Lately I have been coming across quite a few videos on tik tok where victims share a traumatic experience that they endured. Most of the videos that I have been seeing have been shared by women specifically. I genuinely love hearing about other people’s experiences in general whether trauma related or not so I read the comments as well to gain different perspectives. I noticed a common theme on all of these #traumaticexperience videos and it is that the comment section is flooded with users victim blaming and shaming. This made me feel like addressing the elephant in the room. 

What is victim blaming? It is when a victim opens up to someone about something awful that happened to them and instead of being seen as the victim in the scenario they instead get ridiculed. A common example of this might be if someone got raped and instead of being questioning to see if they are ok people say things like “well what were you wearing in the first place in order to draw negative attention to yourself”, or “why were you alone.” Other common comments might be “why didn’t you do x,y,z to fight them off then if it was rape”, or “you must have helped them get your jeans off because they are too tight.” Comments like this really frustrate me because rape has been a thing since the beginning of time and it has nothing to do with clothing. I find victim blaming bizarre because instead of focusing on the perpetrator who is in the wrong and holding them accountable, people instead choose to interrogate the victim and make them accountable for the horrific crime that’s been committed on them. 

During the Elizabethan era when women wore layers upon layers of clothes with dresses down to their ankles rape was still a prevalent problem in society. It has never been about what women are wearing. Writers among various generations either wrote of rape directly, or included it in their literature as a textual tool to express certain concepts. For example, in the 1500’s shakespeare wrote ‘The Rape of Lucrece’, ‘Titus Andronicus’, and ‘Othello’. The same theme is evident in “Game of Thrones” which is based off books by George R.R. Martin called “A Song of Ice and Fire”. 

For this to have been a common theme so long ago, it proves that it was clearly a recurring problem even when women were wearing very modest clothing.

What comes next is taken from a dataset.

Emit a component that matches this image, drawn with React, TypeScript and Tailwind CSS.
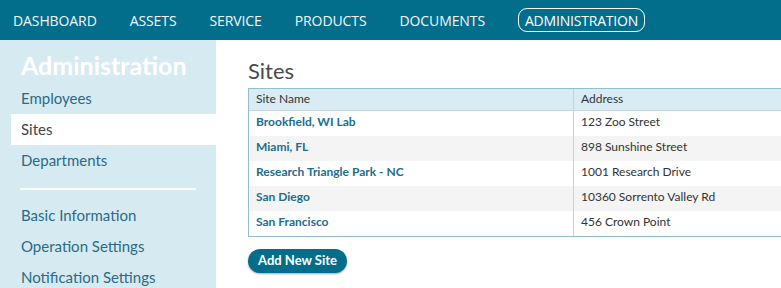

Author George R.R. Martin stated in an interview with New York Times that he included rape and sexual assault so frequently in his books because he “has an obligation to tell the truth” in his books. He continued on to say that “they are inspired by and grounded in history.” In Icelandic saga literature it is evident that sexual assault was committed against enemy women as a part of warfare, to dishonour other men. You can see this same thing in the show ‘Vikings’ and also in Ancient Greek movies like ‘300’. 

So it is clear that clothing isn’t the problem. Some people might argue that it is but we were all gifted with self-determination and this means that we can all choose to exercise self-control. There is absolutely no reason for someone’s clothing to make another feel entitled to sexual abuse. If you walk by a restaurant and see a delicious meal that you would love to have does this mean you are allowed to go snatch the meal off the table and eat it because it looks delicious and the smell was provoking you? NO! 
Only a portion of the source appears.